What’s trending in Hugging Face, March 16, 2026
This week's Model Mondays edition features two models that have just arrived in Microsoft Foundry: Microsoft's VibeVoice-ASR, a unified speech-to-text model that handles 60-minute audio files in a single pass with built-in speaker diarisation and timestamps, and MiniMaxAI's MiniMax-M2.5, a frontier agentic model that leads on coding and tool-use benchmarks with performance comparable to the strongest proprietary models at a fraction of their cost; and Qwen's Qwen3.5-9B, the largest of the Qwen3.5 Small Series.
All three represent a shift toward long-context, multi-step capability: VibeVoice-ASR processes up to an hour of continuous audio without chunking; MiniMax-M2.5 handles complex, multi-phase agentic tasks more efficiently than its predecessor—completing SWE-Bench Verified 37% faster than M2.1 with 20% fewer tool-use rounds; and Qwen3.5-9B brings multimodal reasoning on consumer hardware that outperforms much larger models.
Models of the week
VibeVoice-ASR
Model Specs
- Parameters / size: ~8.3B
- Primary task: Automatic Speech Recognition with diarisation and timestamps
Why it's interesting
- 60-minute single-pass with full speaker attribution: VibeVoice-ASR processes up to 60 minutes of continuous audio without chunk-based segmentation—yielding structured JSON output with start/end timestamps, speaker IDs, and transcribed content for each segment.
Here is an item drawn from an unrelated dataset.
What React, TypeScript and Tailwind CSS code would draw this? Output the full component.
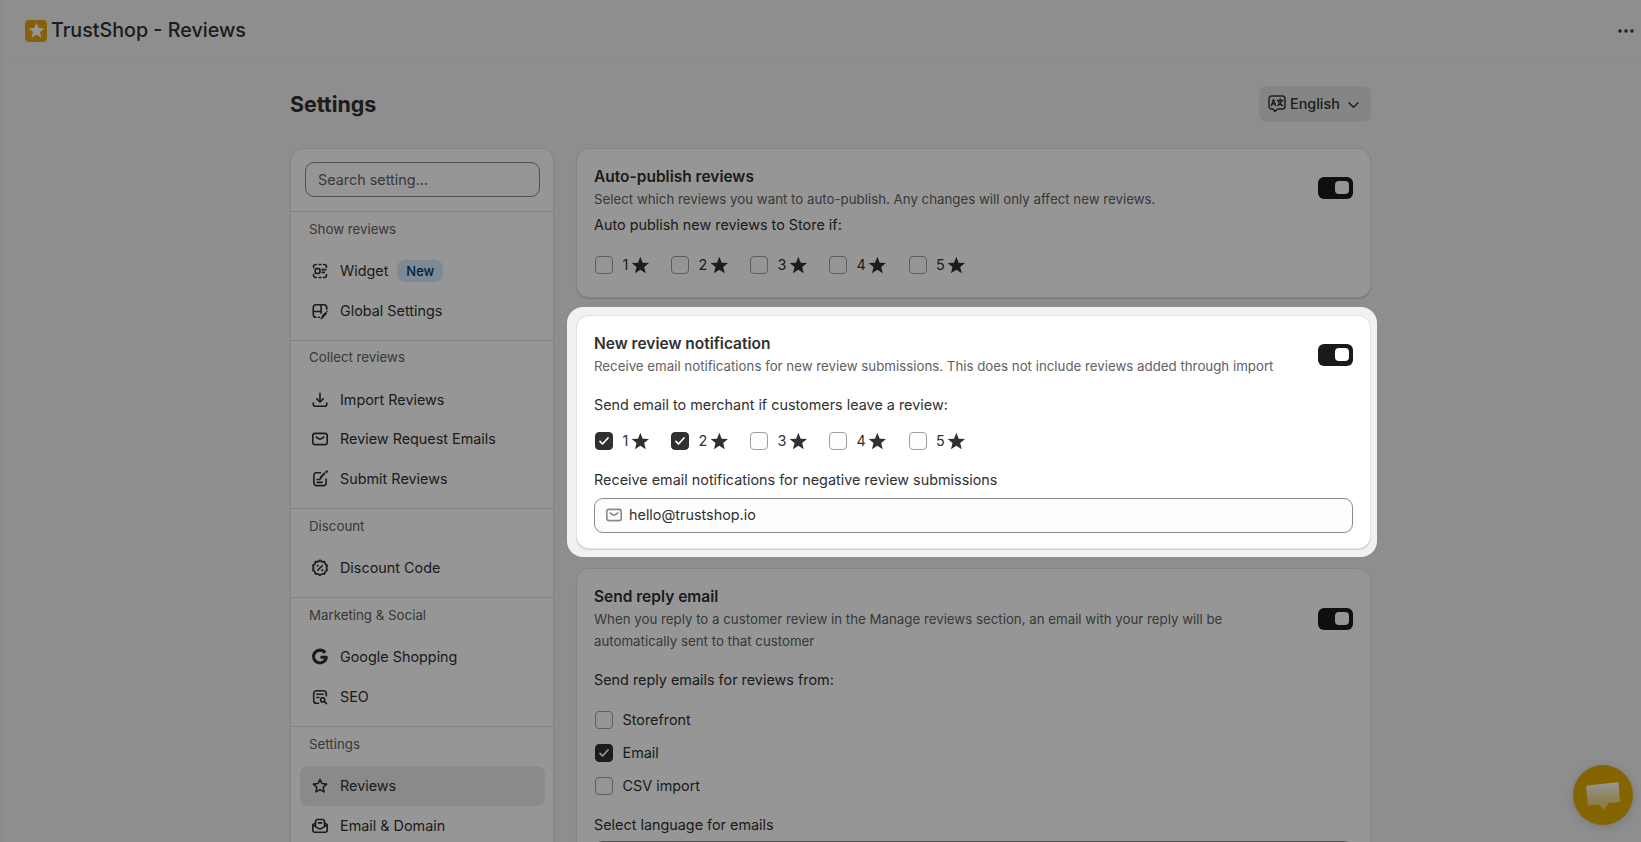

This eliminates the speaker-tracking drift and semantic discontinuities that chunk-based pipelines introduce at segment boundaries.
- Joint ASR, diarisation, and timestamps in one model: Rather than running separate systems for transcription, speaker separation, and timing, VibeVoice-ASR produces all three outputs in a single forward pass. Users can also inject customized hot words—proper nouns, technical terms, or domain-specific phrases—to improve recognition accuracy on specialized content without fine-tuning.
- Multilingual with native code-switching: Supports 50+ languages with no explicit language configuration required and handles code-switching within and across utterances natively. This makes it suitable for multilingual meetings and international call center recordings without pre-routing audio by language.
- Benchmarks: On the Open ASR Leaderboard, VibeVoice-ASR achieves an average WER of 7.77% across 8 English datasets (RTFx 51.80), including 2.20% on LibriSpeech Clean and 2.57% on TED-LIUM. On the MLC-Challenge multi-speaker benchmark: DER 4.28%, cpWER 11.48%, tcpWER 13.02%.
Try it
|
Use case |
What to build |
Best practices |
|
Long-form, multi-speaker transcription for meetings + compliance |
A transcription service that ingests up to 60 minutes of audio per request and returns structured segments with speaker IDs + start/end timestamps + transcript text (ready for search, summaries, or compliance review). |
Keep audio un-chunked (single-pass) to preserve speaker coherence and avoid stitching drift; rely on the model’s joint ASR, diarisation, and timestamping so you don’t need separate diarisation/timestamp pipelines or postprocessing. |
|
Multilingual + domain-specific transcription (global support, technical reviews) |
A global transcription workflow for multilingual meetings or call center recordings that outputs “who/when/what,” and supports vocabulary injection for product names, acronyms, and technical terms. |
Provide customized hot words (names / technical terms) in the request to improve recognition on specialized content; don’t require explicit language configuration—VibeVoice-ASR supports 50+ languages and code-switching, so you can avoid pre-routing audio by language. |
Read more about the model and try out the playground Microsoft for Hugging Face Spaces to try the model for yourself.
MiniMax-M2.5
Model Specs
- Parameters / size: ~229B (FP8, Mixture of Experts)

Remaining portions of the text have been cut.